Поэтические подборки мартовской "Звезды" — женские. Любовь, религия, смерть и секс так сплетены в стихах Татьяны Вольтской и Полины Барсковой, что не всегда разберешь, в какой именно из этих "духовок" пекутся их метафоры. Рядом с дамской лирикой глава из книги Вячеслава Миронова "Я был на этой войне" — не на своем месте. Проза капитана Миронова — адреналиновый китч на материале первой чеченской войны. "Траки танков молотят плоть, наматывают на катки кишки". "Я научился развязывать языки." "Крови, крови, крови хочу". Почему редакция не отделила это явление от изящной словесности, почему не выразила к нему своего отношения, как в прошлом номере — к чеченским репортажам Анн Нива?

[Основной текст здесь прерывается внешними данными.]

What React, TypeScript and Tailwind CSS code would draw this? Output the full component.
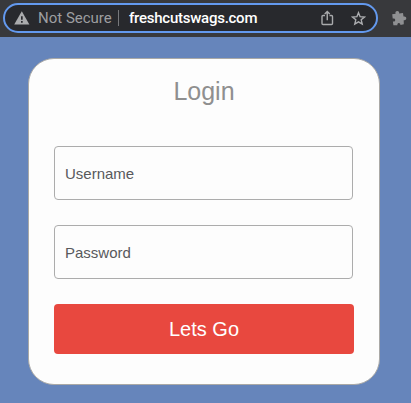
function WarningIcon() {
  return (
    <svg className="ml-[9px] shrink-0" width="16" height="14" viewBox="0 0 16 14">
      <path d="M7.8 .3 15.4 13.4H.2Z" fill="#aaabad" />
      <path d="M7 5.2h1.7v3.5H7zM7 10h1.7v1.7H7z" fill="#28292d" />
    </svg>
  );
}

function ShareIcon() {
  return (
    <svg width="13" height="16" viewBox="0 0 13 16" fill="none" stroke="#a9aaac" strokeWidth="1.4">
      <path d="M4 5.500H2a1 1 0 0 0-1 1v7a1 1 0 0 0 1 1h8.500a1 1 0 0 0 1-1v-7a1 1 0 0 0-1-1h-2M6.250 10.300V1.500M3.700 4 6.250 1.500 8.800 4" />
    </svg>
  );
}

function StarIcon() {
  return (
    <svg width="15" height="15" viewBox="0 0 15 15" fill="none" stroke="#acadb0" strokeWidth="1.4">
      <path d="M7.500 1.700 9.100 5.700 13.500 6 10.200 8.800 11.200 13.100 7.500 10.800 3.800 13.100 4.800 8.800 1.500 6 5.900 5.700Z" />
    </svg>
  );
}

function PuzzleIcon() {
  return (
    <svg width="16" height="16" viewBox="0 0 16 16" fill="#8f9092">
      <path d="M1.200 4.300 4.600 3.700C4 2.300 4.900 1 6.300 1s2.200 1.100 1.900 2.400L12 3.100l.5 3.500c1.500-.5 2.800.3 2.800 1.700s-1.200 2.300-2.600 1.900l.1 4.100-3.400.6c0-1.300-.7-2-1.700-1.900s-1.500.9-1.300 2.200l-4 .1-.5-3.800c1.500.2 2.400-.4 2.300-1.500S3.200 8.400 1.700 8.600Z" />
    </svg>
  );
}

function Field({ label }: { label: string }) {
  return (
    <div className="flex h-[54px] w-[299px] items-center rounded border border-[#acacac] pl-[10px] pt-[2px] text-[15px] text-[#58595c]">
      {label}
    </div>
  );
}

export default function App() {
  return (
    <div className="flex h-[403px] w-[411px] flex-col overflow-hidden bg-[#6685bb] font-['Liberation_Sans',Arial,sans-serif]">
      <header className="flex h-[37px] shrink-0 items-start bg-[#38393c] pl-[3px] pt-[3px]">
        <div className="flex h-[30px] w-[375px] shrink-0 items-center rounded-full border-2 border-[#6399ee] bg-[#28292d] font-[Roboto,sans-serif] text-[15px]">
          <WarningIcon />
          <span className="ml-[8px] w-[74px] whitespace-nowrap text-[#9d9ea0]">Not Secure</span>
          <span className="ml-[6px] h-[16px] w-px bg-[#77787b]" />
          <span className="ml-[10px] w-[130px] whitespace-nowrap font-medium tracking-[-0.25px] text-white">freshcutswags.com</span>
          <span className="ml-[62px] flex items-center gap-[17px]">
            <ShareIcon />
            <StarIcon />
          </span>
        </div>
        <span className="ml-[13px] mt-[7px] shrink-0">
          <PuzzleIcon />
        </span>
      </header>
      <main className="ml-[28px] mt-[21px] flex h-[327px] w-[352px] flex-col rounded-[26px] border border-[#aaa9a6] bg-[#fdfdfd] pl-[25px]">
        <h1 className="mt-[17px] h-[30px] w-[300px] text-center text-[25px] leading-[30px] text-[#8f8f8f]">Login</h1>
        <div className="mt-[40px] flex flex-col gap-[25px]">
          <Field label="Username" />
          <Field label="Password" />
          <button className="h-[50px] w-[300px] rounded bg-[#e8483f] text-[20px] text-white">Lets Go</button>
        </div>
      </main>
    </div>
  );
}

Почему не поместила в публицистический раздел рядом с "Исповедью смертника" Вячеслава Шараевского? Признания последнего заключены комментарием Александра Мелихова "Кого мы казним?". Сочинение Миронова, построенное на крутых клише, — повод задуматься о причинах столь стремительного превращения позорной военной повседневности в боевик. К разряду жесткой публицистики в "Звезде" можно отнести и опус Ольги Чайковской "Великий царь или Антихрист?". Цель Чайковской — сделать "достоянием общества" сведения о петровском застенке, Преображенском приказе и Всепьянейшем соборе. Любители отечественной истории в популярном изложении прочтут с интересом.
Девятнадцать виньеток Александра Кушнера "С Гомером долго ты беседовал один" открывают раздел литературоведения и критики. Поэт болтает с читателем о месте "Илиады" и "Одиссеи" в русской культуре и своей судьбе. Бытовая оптика Кушнера, как всегда, сфокусирована на мелочах. Творения Гомера в таком приближении — тонкий механизм (вроде часового), разобранный на части и при этом продолжающий работать. Филолог-славист Омри Ронен в лирическом наброске "Контрапункт" рассказывает, как совпадения, связанные с Ильфом и Петровым, образуют в его жизни "занимательный контрапункт". Биографические переклички наводят на резкость взгляд филолога: Ронен подозревает "Лолиту" в стилистическом родстве с "Одноэтажной Америкой". На неожиданных сопоставлениях строит свою статью "Как играть Шопена" и Рейн Карасти. Он пытается понять, почему перестроечная критика всегда теряла точку опоры в разговоре об "учительской роли" романа Владимира Дудинцева "Белые одежды", сближаемого Карасти с "Волшебной горой" Томаса Манна.
Петербургский журнал "Новая русская книга" (НРК) — перископ интеллектуального книжного рынка. Рецензии НРК, представляющие практический интерес для читателя, можно разделить на две группы. Первая — написанные увлекательно и подогревающие любопытство. Так в шестом номере НРК рассказывает о судьбе Василия Филиппова и его новой книге стихотворений Валерий Шубинский. Так Никита Елисеев призывает "поубавить восторги" по поводу нашумевшей "Кыси" Тытьяны Толстой. Так Михаил Трофименков воспевает "левую мысль" в связи с появлением перевода "Общества спектакля" Ги Дебора, а Михаил Велижев рекомендует "Литературные скандалы пушкинской эпохи" Олега Проскурина. Ко второй группе относятся рецензии, позволяющие до поры до времени не читать книгу, но знать о ней достаточно. Отметим отзывы Игоря Вишневецкого (о переписке Игоря Стравинского с русскими корреспондентами), Надежды Григорьевой (о книге Эрнста Юнгера "Рабочий"), Майи Лавринович (об исследовании Якова Гордина "Кавказ: земля и кровь"). Сюда можно было бы отнести и статью Алексея Плуцера-Сарно "Как в России составляют словари". Однако у нее — другое, курьезное достоинство. Прочтя ее (а посвящена статья словарям русского мата), можно смело утверждать, что о мате вы знаете достаточно. Известный специалист по всему низовому и карнавальному, Плуцер-Сарно не только научно объясняет, "что же такое русский мат", но и предлагает читателю россыпи прямых выражений и эвфемизмов. Осведомленность филолога смутит самых искушенных матерщинников.